Frequently Asked Questions (FAQ)

Can AI accounting fully automate year-end closing?

No. Year-end still requires human review, adjustments, and professional oversight. But AI accounting can reduce manual workload significantly by keeping records clean and reconciled throughout the year.

Does AI accounting help with statutory compliance?

Yes.
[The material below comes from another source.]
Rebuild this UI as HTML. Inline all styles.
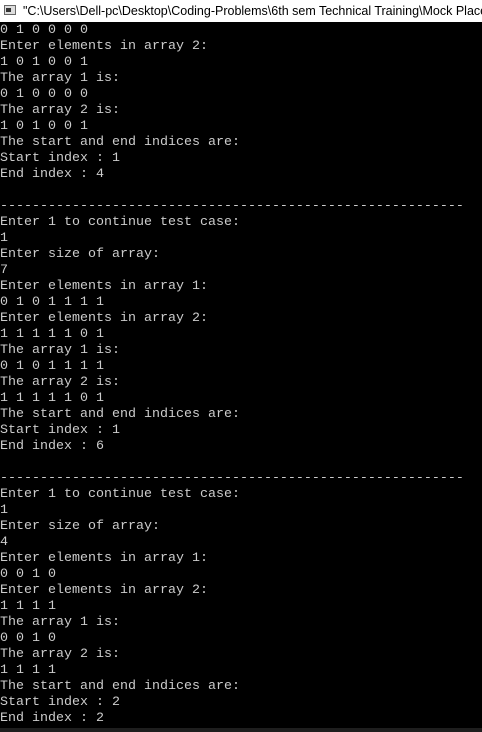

AI accounting supports compliance by improving record accuracy, audit trails, and documentation discipline—making statutory reporting more defensible and less stressful.

What’s the biggest year-end bottleneck for SMEs?

Incomplete reconciliation and missing documents are the most common causes of delays—not report generation.

How does ccMonet support year-end closing and statutory reporting?

ccMonet helps SMEs maintain structured bookkeeping, automate routine processing, strengthen audit trails, and support expert review—making year-end closing faster and statutory reporting more reliable.

Learn more at https://www.ccmonet.ai/.

Key Takeaways

  • Year-end closing becomes difficult when accounting is delayed or inconsistent
  • AI accounting reduces year-end workload by keeping records continuously updated
  • Reconciliation, documentation, and audit trails are critical for statutory reporting
  • AI supports year-end readiness, but human review remains essential

Final Thought

Year-end closing shouldn’t feel like a crisis.

AI accounting helps SMEs turn year-end into a structured process—by keeping records clean, reconciled, and review-ready all year long.